Most traders, however, insisted that, contrary to the governor’s claims of tight security in the state and markets, the main market is highly vulnerable to attacks by hoodlums.
For instance, Mrs Anyakora said that the Onitsha Main Market has no central entrance gate but multiple entrances.
“Criminals can easily plan their attack, penetrate the market, strike, and run away freely through any of the entrances. The Main Market is porous.
“The security we have in the market cannot even stop the criminals when they come. What do they have that they can use to fight them? What the security operatives in the market are doing is working for the government and market leaders. They are helping them to collect revenue and not to protect traders against any attack,” Anyakora said, corroborating the views of other traders.
Virtually all the traders who spoke with our correspondent complained that the fear of a possible sudden attack by hoodlums enforcing sit-at-home was the major reason traders observe sit-at-home, citing the abduction and killing of the chairman of Old Motor Spare-parts Ngbuka-Amazu, Chief Francis Enibe, in 2023. They said the sad incident occurred when Soludo first ordered traders to open their shops in defiance of the IPOB sit-at-home order.
They said that Enibe, as the market chairman, had ordered all the traders to open their shops in accordance with Soludo’s directive. They said that at about 9.30 am on that fateful Monday, 2023, a group of hoodlums enforcing sit-at-home stormed the Old Motor Spare-parts market in Ngbuka-Amazu, abducted Chief Enibe and later killed him.
Chairman of Reliefs Market Ogbaru, Chief Ndubuisi Ochogu, who confirmed the incident in an interview with LEADERSHIP Weekend in his shop at the market on Thursday said that the most painful thing about the Enibe’s death was that the state government had not done anything to make sure that his killers were arrested to face the wrath of the law for their evil action or even asked about his family members.
“We were in this market conducting prayers that very day the incident happened. Before those criminals came, we got information that they were planning to come and attack us because the governor said that we should start opening the market on Mondays.
“When we heard that they were planning to come, we went and reported to the Area Commander. So, the Area Commander responded immediately and sent his men to us. We also made our own arrangement here.
“So, because they (hoodlums) saw that we were ready for them, they diverted to Old Motor Spare-parts Ngbuka-Amazu, where Chief Enibe was mobilising his traders to open their shops. They took him by surprise and abducted him, and since then, we have not seen him. Since that incident, many traders have been staying away from the markets, even though we open the market here every Monday.
“What I normally do is buy drinks and chips for those who are able to come every Monday.
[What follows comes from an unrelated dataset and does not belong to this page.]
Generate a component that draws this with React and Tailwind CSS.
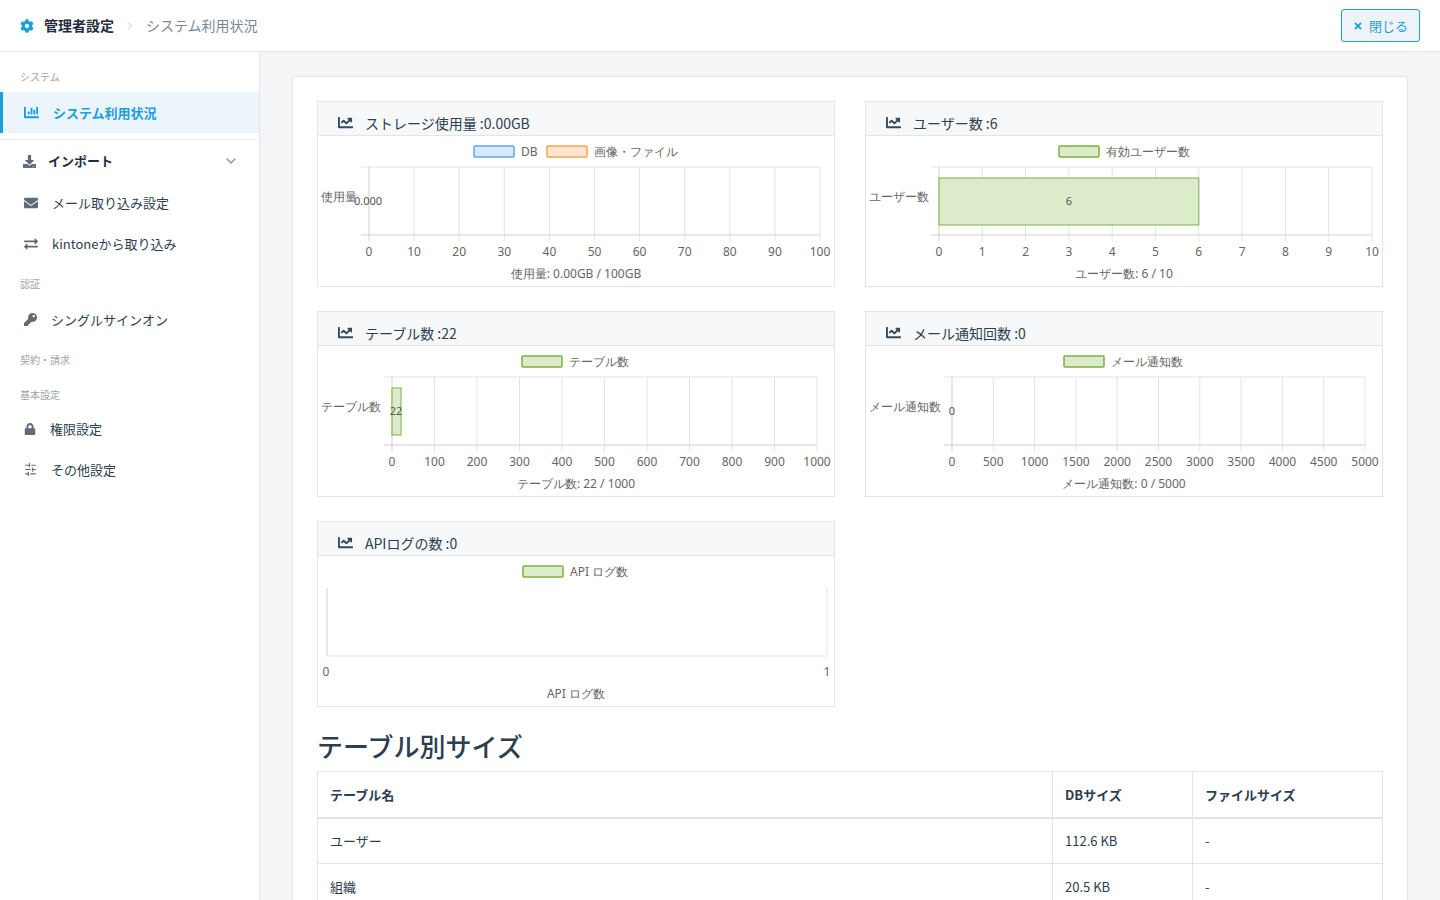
import React from 'react'
import { FaCog, FaChartBar, FaDownload, FaEnvelope, FaExchangeAlt, FaKey, FaLock, FaTimes, FaChartLine } from 'react-icons/fa'
import { FiChevronDown, FiChevronRight, FiSliders } from 'react-icons/fi'

const font = { fontFamily: '"Noto Sans CJK JP", "Noto Sans", sans-serif' }

const Chart = ({ left, right, top = 31, bottom = 99, ticks, legend, ylabel, bar, barLabel, title }) => {
  const n = ticks.length - 1
  const xs = ticks.map((_, i) => left + ((right - left) * i) / n)
  return (
    <svg width="516" height="150" className="block" style={{ fontFamily: '"Noto Sans", sans-serif' }}>
      {legend.map((l) => (
        <g key={l.text}>
          <rect x={l.x} y="10" width="40" height="11" fill={l.fill} stroke={l.stroke} strokeWidth="1.5" rx="1" />
          <text x={l.x + 47} y="20" fontSize="12" fill="#666">{l.text}</text>
        </g>
      ))}
      <line x1={left - 8} y1={top} x2={right} y2={top} stroke="#e3e3e3" />
      <line x1={left - 8} y1={bottom} x2={right} y2={bottom} stroke="#d0d0d0" />
      {xs.map((x, i) => (
        <g key={i}>
          <line x1={x} y1={top} x2={x} y2={bottom + 6} stroke={i === 0 ? '#cfcfcf' : '#e3e3e3'} />
          <text x={x} y="120" fontSize="12" fill="#666" textAnchor="middle">{ticks[i]}</text>
        </g>
      ))}
      {bar && <rect x={left} y={top + 11} width={bar} height={47} fill="#dcebc9" stroke="#7cb342" strokeWidth="1" />}
      {barLabel && <text x={barLabel.x} y={(top + bottom) / 2 + 4} fontSize="11" fill="#555" textAnchor="middle">{barLabel.text}</text>}
      <text x="3" y={(top + bottom) / 2} fontSize="12" fill="#666">{ylabel}</text>
      <text x="258" y="142" fontSize="12" fill="#666" textAnchor="middle">{title}</text>
    </svg>
  )
}

const Panel = ({ heading, children }) => (
  <div className="border border-[#e1e5eb] bg-white h-[186px] overflow-hidden">
    <div className="h-[34px] bg-[#f7f8fa] border-b border-[#e1e5eb] flex items-end pb-[1px] pl-[20px] gap-[12px] text-[14px] text-[#2c3e50]">
      <FaChartLine className="mb-[4px] text-[#34495e]" size={15} />
      <span>{heading}</span>
    </div>
    {children}
  </div>
)

const dec = (n, s) => Array.from({ length: 11 }, (_, i) => String(i * s))

export default function App() {
  const nav = 'flex items-center h-[41px] pl-[24px] gap-[14px] text-[13px] text-[#2c3e50]'
  const sec = 'pl-[20px] text-[10px] text-[#9aa3ad]'
  return (
    <div className="w-[1440px] h-[900px] overflow-hidden bg-white flex flex-col" style={font}>
      <header className="h-[52px] shrink-0 border-b border-[#e1e5eb] flex items-center px-[20px]">
        <FaCog className="text-[#1a9fd9]" size={14} />
        <span className="ml-[10px] text-[14px] font-bold text-[#1f2d3d]">管理者設定</span>
        <FiChevronRight className="mx-[10px] text-[#c0c6cc]" size={12} />
        <span className="text-[14px] text-[#7b8794]">システム利用状況</span>
        <button className="ml-auto h-[33px] px-[11px] flex items-center gap-[6px] border border-[#1a9fd9] rounded-[3px] bg-[#eef3f8] text-[#1a9fd9] text-[13px]">
          <FaTimes size={10} />閉じる
        </button>
      </header>
      <div className="flex flex-1 min-h-0">
        <aside className="w-[260px] shrink-0 border-r border-[#e1e5eb] pt-[17px]">
          <div className={sec}>システム</div>
          <div className="mt-[8px] h-[41px] bg-[#ebf4fb] border-l-[3px] border-[#1a9fd9] flex items-center pl-[21px] gap-[14px] text-[13px] font-bold text-[#1a9fd9]">
            <FaChartBar size={15} />システム利用状況
          </div>
          <div className="border-t border-[#eef0f3] mt-[6px]" />
          <div className="flex items-center h-[42px] pl-[23px] pr-[20px] gap-[12px] text-[13px] font-bold text-[#1f2d3d]">
            <FaDownload className="text-[#5f6b77]" size={13} />インポート
            <FiChevronDown className="ml-auto text-[#8a949e]" size={16} />
          </div>
          <div className={nav}><FaEnvelope className="text-[#5f6b77]" size={14} />メール取り込み設定</div>
          <div className={nav}><FaExchangeAlt className="text-[#5f6b77]" size={14} />kintoneから取り込み</div>
          <div className={sec + ' mt-[12px] mb-[8px]'}>認証</div>
          <div className={nav}><FaKey className="text-[#5f6b77]" size={13} />シングルサインオン</div>
          <div className={sec + ' mt-[12px]'}>契約・請求</div>
          <div className={sec + ' mt-[20px] mb-[6px]'}>基本設定</div>
          <div className={nav}><FaLock className="text-[#5f6b77]" size={12} />権限設定</div>
          <div className={nav}><FiSliders className="text-[#5f6b77] rotate-90" size={13} />その他設定</div>
        </aside>
        <main className="flex-1 bg-[#f3f5f7] pt-[24px] pl-[32px] pr-[32px] overflow-hidden">
          <div className="bg-white border border-[#e1e5eb] rounded-[4px] px-[24px] pt-[24px] h-[900px]">
            <div className="grid grid-cols-2 gap-x-[30px] gap-y-[24px]">
              <Panel heading="ストレージ使用量 :0.00GB">
                <Chart left={51} right={502} ticks={dec(0, 10)} ylabel="使用量"
                  legend={[{ x: 156, text: 'DB', fill: '#d6e9fb', stroke: '#5aa9f0' }, { x: 229, text: '画像・ファイル', fill: '#fde5cf', stroke: '#f5a552' }]}
                  barLabel={{ x: 50, text: '0.000' }} title="使用量: 0.00GB / 100GB" />
              </Panel>
              <Panel heading="ユーザー数 :6">
                <Chart left={73} right={506} ticks={Array.from({ length: 11 }, (_, i) => String(i))} ylabel="ユーザー数"
                  legend={[{ x: 193, text: '有効ユーザー数', fill: '#dcebc9', stroke: '#7cb342' }]}
                  bar={259.8} barLabel={{ x: 203, text: '6' }} title="ユーザー数: 6 / 10" />
              </Panel>
              <Panel heading="テーブル数 :22">
                <Chart left={74} right={499} ticks={dec(0, 100)} ylabel="テーブル数"
                  legend={[{ x: 204, text: 'テーブル数', fill: '#dcebc9', stroke: '#7cb342' }]}
                  bar={9} barLabel={{ x: 78, text: '22' }} title="テーブル数: 22 / 1000" />
              </Panel>
              <Panel heading="メール通知回数 :0">
                <Chart left={86} right={499} ticks={dec(0, 500)} ylabel="メール通知数"
                  legend={[{ x: 198, text: 'メール通知数', fill: '#dcebc9', stroke: '#7cb342' }]}
                  barLabel={{ x: 86, text: '0' }} title="メール通知数: 0 / 5000" />
              </Panel>
              <Panel heading="APIログの数 :0">
                <svg width="516" height="150" className="block" style={{ fontFamily: '"Noto Sans", sans-serif' }}>
                  <rect x="205" y="10" width="40" height="11" fill="#dcebc9" stroke="#7cb342" strokeWidth="1.5" rx="1" />
                  <text x="252" y="20" fontSize="12" fill="#666">API ログ数</text>
                  <line x1="9" y1="32" x2="9" y2="100" stroke="#d0d0d0" />
                  <line x1="509" y1="32" x2="509" y2="100" stroke="#e3e3e3" />
                  <line x1="9" y1="100" x2="509" y2="100" stroke="#e3e3e3" />
                  <text x="8" y="120" fontSize="12" fill="#666" textAnchor="middle">0</text>
                  <text x="509" y="120" fontSize="12" fill="#666" textAnchor="middle">1</text>
                  <text x="258" y="142" fontSize="12" fill="#666" textAnchor="middle">API ログ数</text>
                </svg>
              </Panel>
            </div>
            <h2 className="mt-[22px] text-[26px] text-[#2c3e50] font-medium leading-[34px]">テーブル別サイズ</h2>
            <table className="mt-[8px] w-full border border-[#e1e5eb] text-[13px] text-[#2c3e50]">
              <thead>
                <tr className="h-[46px] border-b-2 border-[#e1e5eb] text-left">
                  <th className="pl-[12px] font-bold">テーブル名</th>
                  <th className="w-[140px] pl-[12px] border-l border-[#e1e5eb] font-bold">DBサイズ</th>
                  <th className="w-[190px] pl-[12px] border-l border-[#e1e5eb] font-bold">ファイルサイズ</th>
                </tr>
              </thead>
              <tbody>
                {[['ユーザー', '112.6 KB'], ['組織', '20.5 KB']].map(([a, b]) => (
                  <tr key={a} className="h-[46px] border-b border-[#e1e5eb]">
                    <td className="pl-[12px]">{a}</td>
                    <td className="pl-[12px] border-l border-[#e1e5eb]">{b}</td>
                    <td className="pl-[12px] border-l border-[#e1e5eb]">-</td>
                  </tr>
                ))}
              </tbody>
            </table>
          </div>
        </main>
      </div>
    </div>
  )
}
“But many traders do not come to open their shops because they are afraid,” Ochogu added.
He, however, assured that traders will heed the latest warning by the state governor and start coming to the Market on Mondays.
He told LEADERSHIP Weekend that during a meeting of chairmen of all major markets in the state with the governor, which he attended at the International Conference Centre (ICC) on Thursday, the governor briefed them on the government policies in the markets and directed them to go and make sure that traders in their respective markets complied with the directive.
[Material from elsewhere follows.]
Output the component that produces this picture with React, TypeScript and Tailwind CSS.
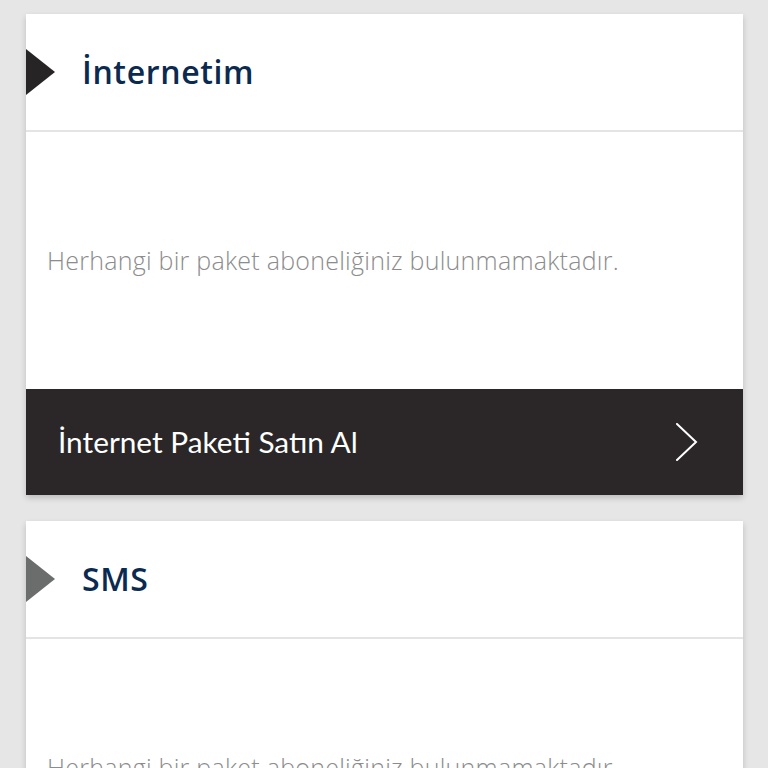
import { ReactNode } from 'react';

function PackageCard({
  title,
  markerColor,
  action,
}: {
  title: string;
  markerColor: string;
  action?: ReactNode;
}) {
  return (
    <section className="bg-white shadow-[0_3px_6px_rgba(0,0,0,0.18)]">
      <header className="relative flex h-[118px] items-center border-b-2 border-[#e4e4e4] pl-[56px]">
        <span
          className={`absolute top-1/2 left-0 h-0 w-0 -translate-y-1/2 border-y-[23px] border-l-[29px] border-y-transparent ${markerColor}`}
          aria-hidden="true"
        />
        <h2 className="font-['Open_Sans',sans-serif] text-[32px] font-semibold tracking-[0.02em] text-[#0b2a50]">
          {title}
        </h2>
      </header>
      <div className="flex h-[257px] items-center px-[21px]">
        <p className="font-['Open_Sans',sans-serif] text-[25px] font-light tracking-[0.01em] text-[#8c8c8c]">
          Herhangi bir paket aboneliğiniz bulunmamaktadır.
        </p>
      </div>
      {action}
    </section>
  );
}

export default function App() {
  return (
    <div className="min-h-[768px] overflow-hidden bg-[#e6e6e6] px-[26px] pt-[14px]">
      <div className="flex w-[717px] flex-col gap-[26px]">
        <PackageCard
          title="İnternetim"
          markerColor="border-l-[#262424]"
          action={
            <button
              type="button"
              className="flex h-[106px] w-full items-center justify-between bg-[#2b2728] pr-[44px] pl-[32px] text-left"
            >
              <span className="font-['Lato',sans-serif] text-[29.8px] font-normal text-white">
                İnternet Paketi Satın Al
              </span>
              <svg
                width="24"
                height="38"
                viewBox="0 0 24 38"
                fill="none"
                stroke="white"
                strokeWidth="2"
                strokeLinecap="round"
                aria-hidden="true"
              >
                <polyline points="2 1 21 19 2 37" />
              </svg>
            </button>
          }
        />
        <PackageCard title="SMS" markerColor="border-l-[#6b6d6d]" />
      </div>
    </div>
  );
}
Ochogu stated that one of the directives is that every shop owner must open their shop every Monday; otherwise, such a trader risks losing the shop through revocation by the government.
In his reaction, Okonkwo said that although they have not recorded any attack by the enforcers of the Monday sit-at-home in the Onitsha Main Market so far, the majority of traders have decided to stay away from markets on Mondays to avoid being attacked or having their goods destroyed.
He also said that they have become accustomed to not going to market on Mondays because, over time, they have found Monday to be the day that offers them the opportunity to have true rest.
“Before we go to market from Monday to Saturday. And we have only Sunday to rest. But we have discovered that even on Sundays, we don’t rest, because after going to church, that is the day you attend meetings again. So, we don’t rest on Sundays.
“But since we started the sit-at-home on Mondays, we found out that we are really having a good time resting.
“Before we started Monday sit-at-home, people were always slumping in the Main Market. But since the Monday sit-at-home began, we have not heard of anyone slumping in the Main Market. This is because people are using Mondays to get a good rest.
“So, let the governor allow the Monday sit-at-home to continue”, Okonkwo pleaded.
Also reacting to the governor’s order for traders to compulsorily open shops on Mondays, a chainsaw dealer at the Bridge Head Market, Chief Peter Okala, blamed insecurity in the market on poor leadership.
He said that the use of caretaker committees to manage markets led to arrangements in which leaders do not protect traders’ interests but rather their own and the government’s.
He suggested that major market stakeholders should be given critical roles in managing markets.
Okala stated that the fear of possible attacks by hoodlums enforcing sit-at-home is no longer necessary because, according to him, the current administration of Soludo has decimated the criminals.
LEADERSHIP Weekend observed on Thursday that operatives of Udo Ga-chi, a combined security team including the Police, Civil Defence, and Agunechemba, heavily armed to the teeth, have taken over the markets in Onitsha and barricaded every entrance leading into the various lines in the market.
Though they allowed people to pass through the market streets, they didn’t allow anyone to approach any shop or attempt to open one.
No casualties were reported, though traders protested on Tuesday against the market closure.
Some traders even threatened that at the expiration of the one-week closure on Monday, they would not open shops.
“Just wait and see what will happen on Monday. We are mobilising our people. No amount of security personnel can force any trader to open shop in the Main Market on Monday,” one of the traders threatened. Many other traders also issued a similar threat.